>>>

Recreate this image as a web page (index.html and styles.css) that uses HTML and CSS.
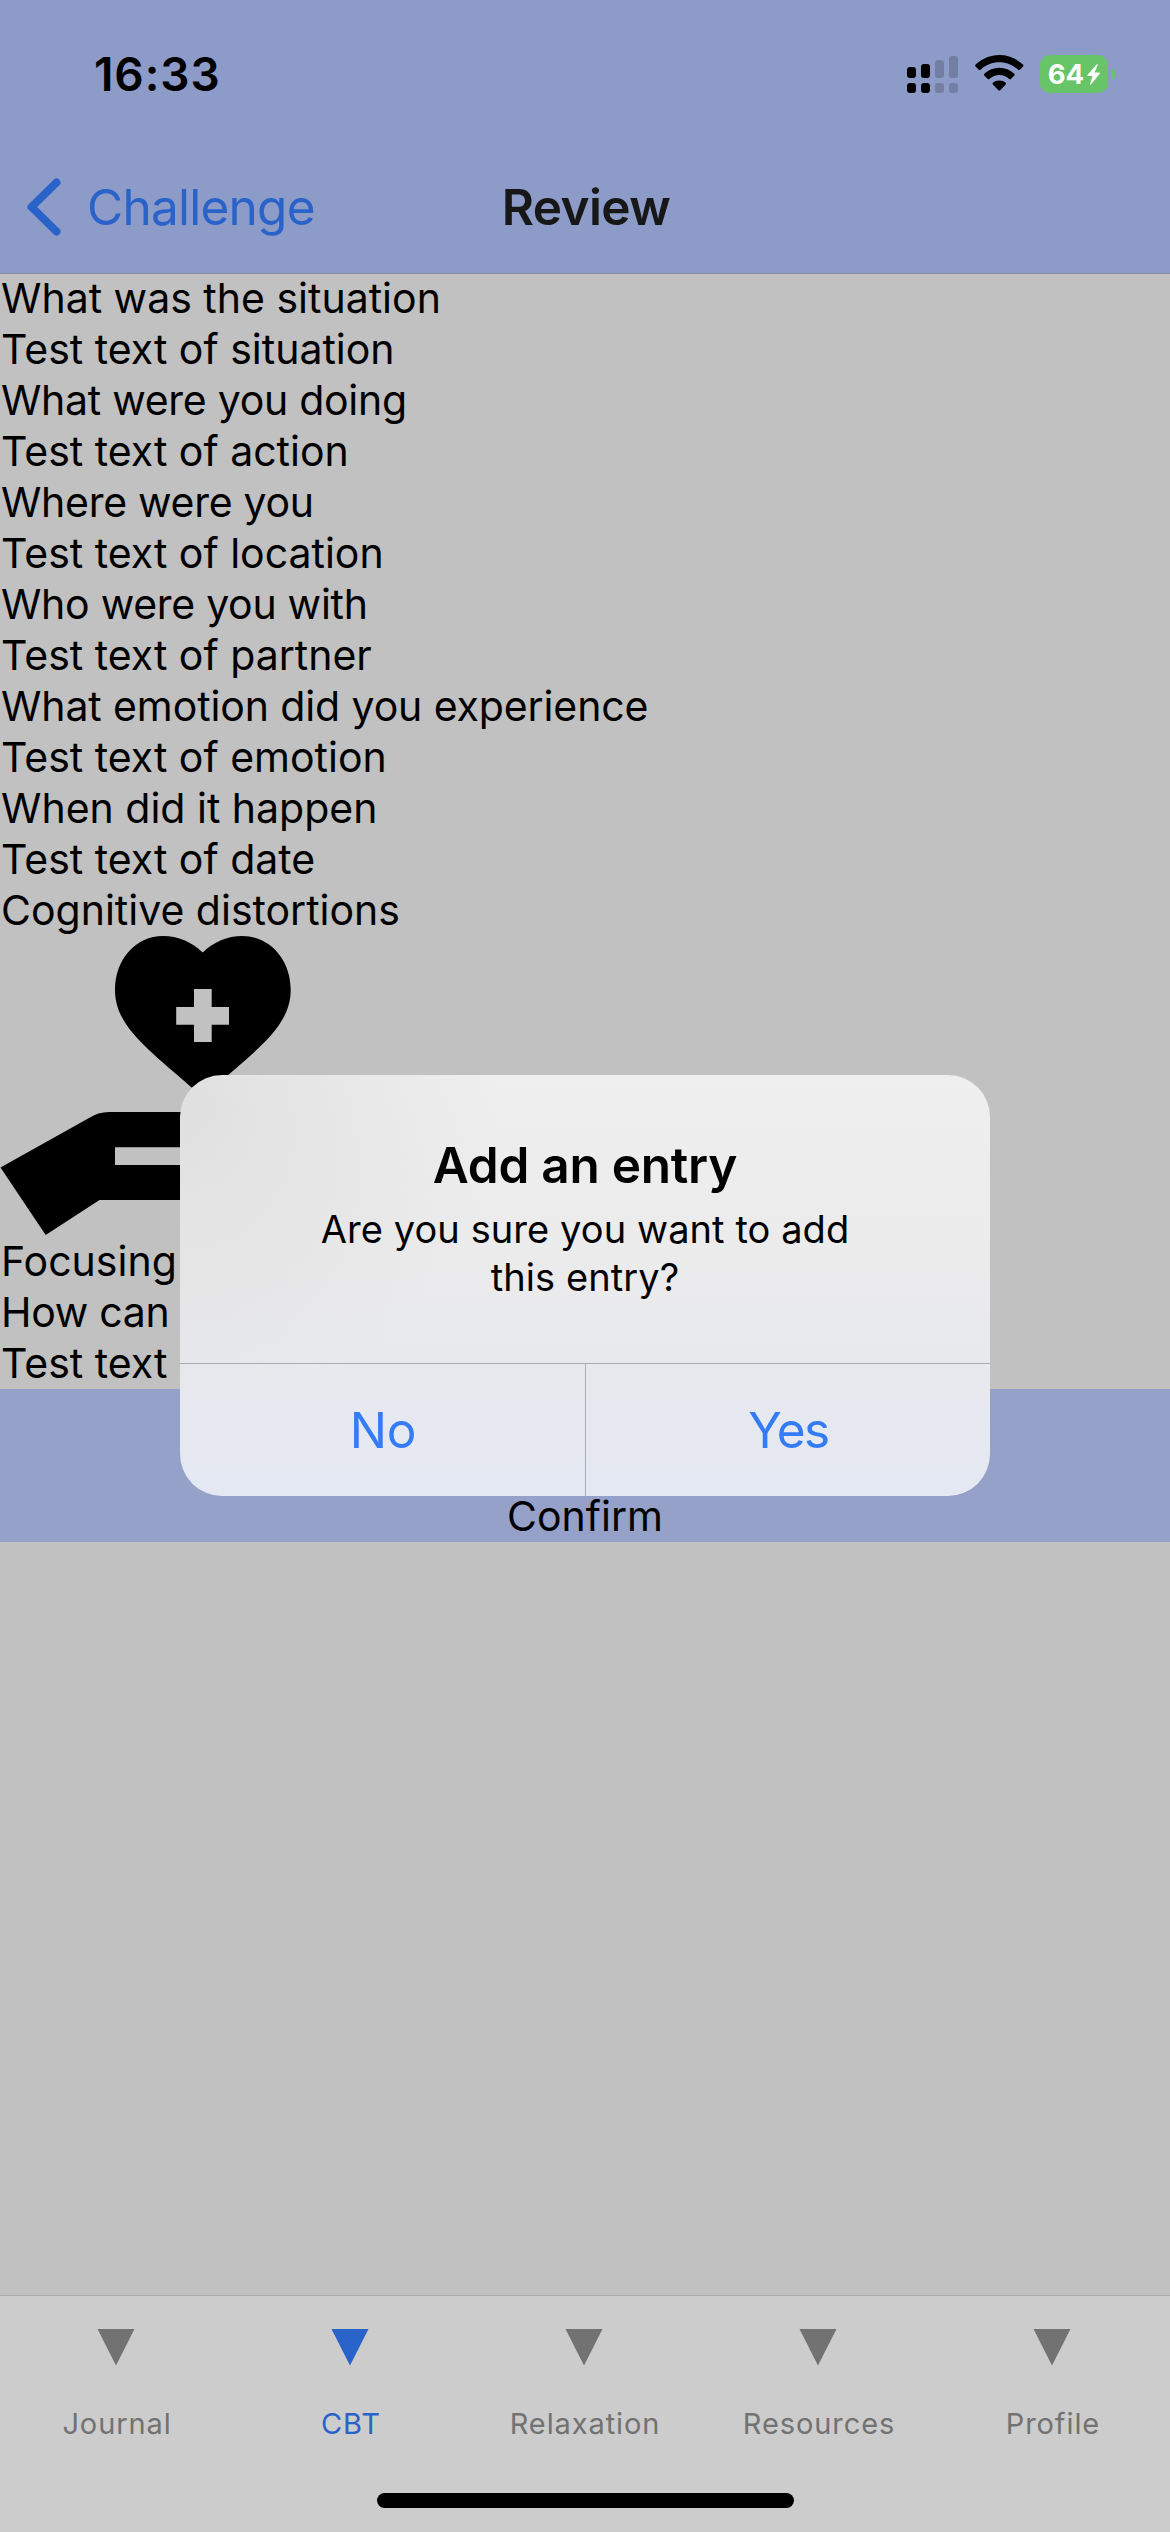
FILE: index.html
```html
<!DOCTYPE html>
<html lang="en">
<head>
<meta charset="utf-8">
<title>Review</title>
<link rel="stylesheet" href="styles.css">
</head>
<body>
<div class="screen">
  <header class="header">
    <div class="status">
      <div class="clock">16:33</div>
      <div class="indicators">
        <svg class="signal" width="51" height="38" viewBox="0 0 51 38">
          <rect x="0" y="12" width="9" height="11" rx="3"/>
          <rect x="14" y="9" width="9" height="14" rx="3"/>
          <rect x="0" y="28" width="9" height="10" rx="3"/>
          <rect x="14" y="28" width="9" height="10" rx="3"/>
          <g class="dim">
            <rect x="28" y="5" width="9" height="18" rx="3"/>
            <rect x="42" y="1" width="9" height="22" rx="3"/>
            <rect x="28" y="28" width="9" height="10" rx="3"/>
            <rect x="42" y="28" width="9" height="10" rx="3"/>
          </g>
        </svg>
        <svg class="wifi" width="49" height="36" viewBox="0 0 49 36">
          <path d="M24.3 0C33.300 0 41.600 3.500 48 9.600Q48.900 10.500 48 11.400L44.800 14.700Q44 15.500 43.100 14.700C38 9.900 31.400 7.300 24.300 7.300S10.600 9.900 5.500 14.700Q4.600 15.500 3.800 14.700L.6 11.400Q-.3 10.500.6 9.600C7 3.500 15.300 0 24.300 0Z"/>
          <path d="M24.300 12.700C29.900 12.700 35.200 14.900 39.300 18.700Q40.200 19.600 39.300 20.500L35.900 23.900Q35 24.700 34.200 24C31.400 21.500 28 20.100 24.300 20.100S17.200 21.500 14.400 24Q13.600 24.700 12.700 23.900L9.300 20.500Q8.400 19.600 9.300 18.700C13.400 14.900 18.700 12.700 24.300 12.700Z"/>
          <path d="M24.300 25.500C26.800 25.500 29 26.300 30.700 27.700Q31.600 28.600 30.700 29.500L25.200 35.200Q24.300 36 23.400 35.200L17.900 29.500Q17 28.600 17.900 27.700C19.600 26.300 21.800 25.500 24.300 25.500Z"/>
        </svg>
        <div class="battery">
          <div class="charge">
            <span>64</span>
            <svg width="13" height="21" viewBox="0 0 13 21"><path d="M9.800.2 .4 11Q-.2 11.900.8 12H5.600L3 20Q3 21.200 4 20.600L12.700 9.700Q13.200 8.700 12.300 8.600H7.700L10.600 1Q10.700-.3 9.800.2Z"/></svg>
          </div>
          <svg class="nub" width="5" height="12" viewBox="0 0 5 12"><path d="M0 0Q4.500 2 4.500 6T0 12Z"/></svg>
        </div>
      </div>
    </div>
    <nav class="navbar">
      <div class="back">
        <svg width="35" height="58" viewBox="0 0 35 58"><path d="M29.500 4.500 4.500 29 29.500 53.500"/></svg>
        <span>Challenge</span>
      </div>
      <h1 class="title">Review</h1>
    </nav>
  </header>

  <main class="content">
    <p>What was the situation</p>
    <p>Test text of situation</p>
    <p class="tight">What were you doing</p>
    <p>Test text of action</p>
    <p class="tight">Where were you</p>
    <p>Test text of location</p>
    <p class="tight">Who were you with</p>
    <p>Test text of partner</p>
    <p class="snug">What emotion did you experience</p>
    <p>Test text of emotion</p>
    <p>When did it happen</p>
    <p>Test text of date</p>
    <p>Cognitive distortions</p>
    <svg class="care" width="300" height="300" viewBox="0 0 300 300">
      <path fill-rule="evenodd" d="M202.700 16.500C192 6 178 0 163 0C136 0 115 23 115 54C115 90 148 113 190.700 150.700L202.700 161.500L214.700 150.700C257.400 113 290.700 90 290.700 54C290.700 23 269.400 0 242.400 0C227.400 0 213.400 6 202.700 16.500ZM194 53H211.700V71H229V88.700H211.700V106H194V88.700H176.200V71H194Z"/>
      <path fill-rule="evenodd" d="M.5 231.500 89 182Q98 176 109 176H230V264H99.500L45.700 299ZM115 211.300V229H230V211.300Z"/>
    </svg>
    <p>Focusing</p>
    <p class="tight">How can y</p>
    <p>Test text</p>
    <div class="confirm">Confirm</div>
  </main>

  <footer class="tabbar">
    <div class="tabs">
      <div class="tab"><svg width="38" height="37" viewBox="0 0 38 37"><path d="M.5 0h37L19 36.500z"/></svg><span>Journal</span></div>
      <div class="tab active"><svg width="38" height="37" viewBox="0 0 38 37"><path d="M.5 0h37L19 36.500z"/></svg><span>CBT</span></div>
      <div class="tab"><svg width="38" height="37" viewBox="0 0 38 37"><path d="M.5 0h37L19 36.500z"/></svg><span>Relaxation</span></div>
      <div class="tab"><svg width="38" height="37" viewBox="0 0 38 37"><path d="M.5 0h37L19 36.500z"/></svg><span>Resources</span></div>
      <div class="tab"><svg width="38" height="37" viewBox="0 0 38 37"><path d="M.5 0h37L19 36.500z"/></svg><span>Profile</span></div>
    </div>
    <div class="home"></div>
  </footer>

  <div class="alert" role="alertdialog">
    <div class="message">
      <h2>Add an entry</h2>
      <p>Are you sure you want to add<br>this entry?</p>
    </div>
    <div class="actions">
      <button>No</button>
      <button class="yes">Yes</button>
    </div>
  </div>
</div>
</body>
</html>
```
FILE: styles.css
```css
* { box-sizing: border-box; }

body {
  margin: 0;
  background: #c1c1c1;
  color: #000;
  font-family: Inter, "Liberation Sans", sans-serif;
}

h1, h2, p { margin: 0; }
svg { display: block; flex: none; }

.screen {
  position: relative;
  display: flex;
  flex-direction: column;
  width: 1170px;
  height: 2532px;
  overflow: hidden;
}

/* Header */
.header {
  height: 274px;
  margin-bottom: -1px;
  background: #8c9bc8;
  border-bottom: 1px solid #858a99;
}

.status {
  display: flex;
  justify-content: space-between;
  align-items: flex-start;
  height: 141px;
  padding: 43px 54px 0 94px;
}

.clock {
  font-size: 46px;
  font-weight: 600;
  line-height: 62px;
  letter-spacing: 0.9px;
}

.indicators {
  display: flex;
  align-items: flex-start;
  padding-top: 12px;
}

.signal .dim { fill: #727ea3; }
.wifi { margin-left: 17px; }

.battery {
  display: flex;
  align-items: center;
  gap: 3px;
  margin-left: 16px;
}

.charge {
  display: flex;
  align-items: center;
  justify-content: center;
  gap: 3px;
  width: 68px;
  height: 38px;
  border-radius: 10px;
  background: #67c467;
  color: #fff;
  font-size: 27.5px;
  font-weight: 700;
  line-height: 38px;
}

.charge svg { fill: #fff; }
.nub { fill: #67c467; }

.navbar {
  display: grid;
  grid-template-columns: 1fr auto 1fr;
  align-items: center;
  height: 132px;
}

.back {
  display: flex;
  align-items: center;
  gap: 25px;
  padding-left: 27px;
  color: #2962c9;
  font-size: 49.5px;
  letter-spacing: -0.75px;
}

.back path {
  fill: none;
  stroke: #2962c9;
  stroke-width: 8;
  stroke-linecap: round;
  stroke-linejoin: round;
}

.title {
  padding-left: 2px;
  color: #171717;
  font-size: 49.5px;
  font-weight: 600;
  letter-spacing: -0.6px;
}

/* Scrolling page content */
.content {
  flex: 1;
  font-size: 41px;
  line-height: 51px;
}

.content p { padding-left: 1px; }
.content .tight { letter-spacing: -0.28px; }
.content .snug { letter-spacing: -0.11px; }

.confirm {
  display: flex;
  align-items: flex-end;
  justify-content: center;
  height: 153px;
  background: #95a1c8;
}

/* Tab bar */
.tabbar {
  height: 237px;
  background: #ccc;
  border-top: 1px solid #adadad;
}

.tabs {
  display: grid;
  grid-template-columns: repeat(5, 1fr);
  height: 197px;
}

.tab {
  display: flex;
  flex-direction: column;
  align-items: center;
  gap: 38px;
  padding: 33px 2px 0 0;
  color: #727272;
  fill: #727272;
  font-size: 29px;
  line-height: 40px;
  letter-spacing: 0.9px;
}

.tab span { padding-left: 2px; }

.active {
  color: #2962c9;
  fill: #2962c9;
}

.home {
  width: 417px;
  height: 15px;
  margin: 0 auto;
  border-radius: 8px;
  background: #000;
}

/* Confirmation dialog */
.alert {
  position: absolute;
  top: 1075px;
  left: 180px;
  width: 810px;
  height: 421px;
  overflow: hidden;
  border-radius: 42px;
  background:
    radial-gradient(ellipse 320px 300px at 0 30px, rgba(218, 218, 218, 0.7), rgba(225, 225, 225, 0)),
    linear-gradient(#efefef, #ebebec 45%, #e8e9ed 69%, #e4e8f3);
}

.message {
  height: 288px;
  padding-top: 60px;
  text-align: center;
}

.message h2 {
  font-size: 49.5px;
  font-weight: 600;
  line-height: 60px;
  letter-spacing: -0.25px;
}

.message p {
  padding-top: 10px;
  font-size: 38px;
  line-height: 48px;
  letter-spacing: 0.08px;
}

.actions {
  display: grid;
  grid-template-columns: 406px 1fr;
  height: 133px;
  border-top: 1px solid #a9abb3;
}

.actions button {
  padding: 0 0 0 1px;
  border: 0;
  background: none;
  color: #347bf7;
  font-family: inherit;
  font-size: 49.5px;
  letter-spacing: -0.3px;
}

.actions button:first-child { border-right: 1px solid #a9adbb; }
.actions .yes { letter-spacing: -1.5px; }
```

<<<

- **Exercise brief**: Select the lines that carry the string "page" and copy them.

- **Answer**:
Recreate this image as a web page (index.html and styles.css) that uses HTML and CSS.
/* Scrolling page content */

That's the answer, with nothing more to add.